(YOUR OBJECTIVE):
Wherever a line holds the word "React", copy that line out.

(INFORMATION SHOWN):
=-=-=

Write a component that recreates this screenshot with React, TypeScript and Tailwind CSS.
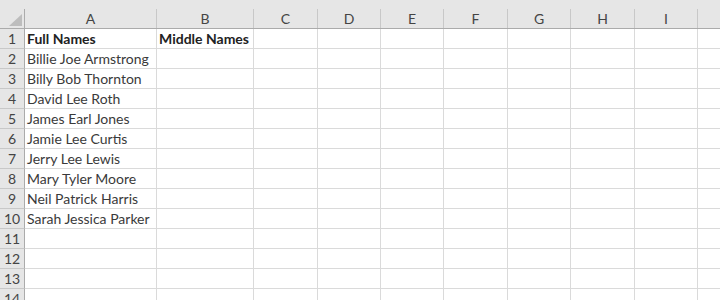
import React from "react";

const cols = [
  { name: "A", w: 132 },
  { name: "B", w: 97 },
  { name: "C", w: 64 },
  { name: "D", w: 63 },
  { name: "E", w: 63 },
  { name: "F", w: 64 },
  { name: "G", w: 63 },
  { name: "H", w: 64 },
  { name: "I", w: 63 },
  { name: "", w: 64 },
];

const data: Record<number, [string, string]> = {
  1: ["Full Names", "Middle Names"],
  2: ["Billie Joe Armstrong", ""],
  3: ["Billy Bob Thornton", ""],
  4: ["David Lee Roth", ""],
  5: ["James Earl Jones", ""],
  6: ["Jamie Lee Curtis", ""],
  7: ["Jerry Lee Lewis", ""],
  8: ["Mary Tyler Moore", ""],
  9: ["Neil Patrick Harris", ""],
  10: ["Sarah Jessica Parker", ""],
};

const rows = Array.from({ length: 14 }, (_, i) => i + 1);

export default function App() {
  return (
    <div
      className="w-[720px] h-[300px] overflow-hidden bg-white text-[#3a3a3a] text-[14px] leading-none"
      style={{ fontFamily: "Lato, 'Open Sans', sans-serif" }}
    >
      <div className="h-[9px] bg-[#e6e6e6]" />
      {/* column headers */}
      <div className="flex h-[20px] bg-[#e6e6e6] border-b border-[#ababab]">
        <div className="w-[25px] shrink-0 border-r border-[#ababab] relative">
          <svg className="absolute left-[9px] top-[5px]" width="13" height="12" viewBox="0 0 13 12">
            <polygon points="13,0 13,12 0,12" fill="#bdbdbd" />
          </svg>
        </div>
        {cols.map((c, i) => (
          <div
            key={i}
            className="shrink-0 border-r border-[#c8c8c8] flex items-center justify-center text-[#444] text-[14px]"
            style={{ width: c.w }}
          >
            {c.name}
          </div>
        ))}
      </div>
      {rows.map((r) => {
        const d = data[r];
        return (
          <div key={r} className="flex h-[20px]">
            <div className="w-[25px] shrink-0 bg-[#e6e6e6] border-r border-b border-[#c8c8c8] border-r-[#ababab] flex items-center justify-center text-[#444] text-[14px]">
              {r}
            </div>
            {cols.map((c, i) => (
              <div
                key={i}
                className={
                  "shrink-0 border-r border-b border-[#dadada] flex items-center pl-[2px] pt-[1px] whitespace-nowrap overflow-visible " +
                  (r === 1 ? "font-bold text-[#222]" : "")
                }
                style={{ width: c.w }}
              >
                {d && i < 2 ? d[i] : ""}
              </div>
            ))}
          </div>
        );
      })}
    </div>
  );
}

=-=-=

(SOLVED EXERCISE):
Write a component that recreates this screenshot with React, TypeScript and Tailwind CSS.
import React from "react";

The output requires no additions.